The Geto-Dacian settlement was conquered by the Romans and transformed into a boundary fortress. The site was mentioned by Ptolemy. Located in the center of an arc made by the Danube around Macin, Galați and Gura Prutului, the Roman fortress of Dinogetia-Garvãn had initially been a castellum (a small fortress), thereby playing a role in the defensive system on the Lower Danube. Some other important Roman fortresses at the time were those from Barbosi (Galați County) and Troesmis (Tulcea County). Having been of great importance in Constantine the Great's time, the fortress was reinforced since the time of Diocletian. In Anastasius's and Justinian's time some structures were added to the stronghold. But by the end of the 2nd century AD, when the great barbarian invasions had begun, Dinogetia had grown in importance, especially after the abandonment by the Romans of the Dacian province. Its strategic position in the north-western corner of Dobrudja gave the fortress an important role in the defensive system of the province.

After a period of rebuilding during the Severan period, in the 3rd century Dinogetia was again a target for the barbarian invaders. After the abandonment of Dacia, the strategic importance of the site had increased. Aurelian, Probus and Diocletian initiated a policy of fortification of the entire Danubian lines, Dinogetia included. During the Late Antiquity Dinogetia had a key role in the defensive system of the Roman province. First Anastasius, then Justinian reinforced the fortress's walls. The attack of the Avars/Kutrigurs under Zabergan's command in 559 had disastrous consequences for the stronghold.

Archaeological research has uncovered ruins of a large house, a Roman bath, a church, a basilica and a graveyard outside the wall. These ruins have been heavily disrupted, though, because a feudal site had been built over the Roman one.

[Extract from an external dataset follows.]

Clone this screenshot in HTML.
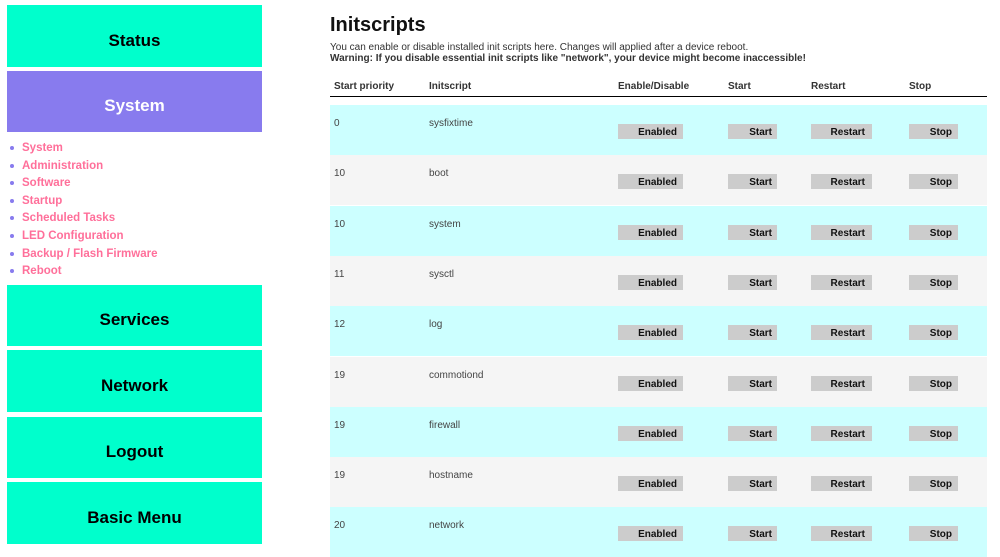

The Diocletian constructed wall (c. 3 m wide) has fourteen horseshoe-shaped towers.
Buildings  located on the Dinogetia Site:
praetorium
the ruins of a large house
4 c basilica
4 c ruins of a Roman bath
9 C church
Stamped Bricks

From the Later Roman Empire there are registered at Dinogetia bricks stamped with the mark of Legio I Iovia (Scythica) and the presence of Gothic federates as well. Also, the 4th century witnessed the building of "the house of the commander" (domus), as well as the baths, the latter perhaps having been built even earlier, according to the latest archaeological finds. Also, written sources, such as Notitia Dignitatum, certify some Milites Scythici (NDOr, XXXIX, 24), thus confirming the archaeological evidence. In the ecclesiastical sources there are registered Christian martyrs dated in the reign of Licinius, especially from the army, thus certifying the Christianization of the area. Other army units that were stationed at Dinogetia include: Legio V Macedonica, Cohors I Cilicum, Cohors II Mattiacorum, cl. fl. Moesica (2nd century), Legio I Iovia (4th century)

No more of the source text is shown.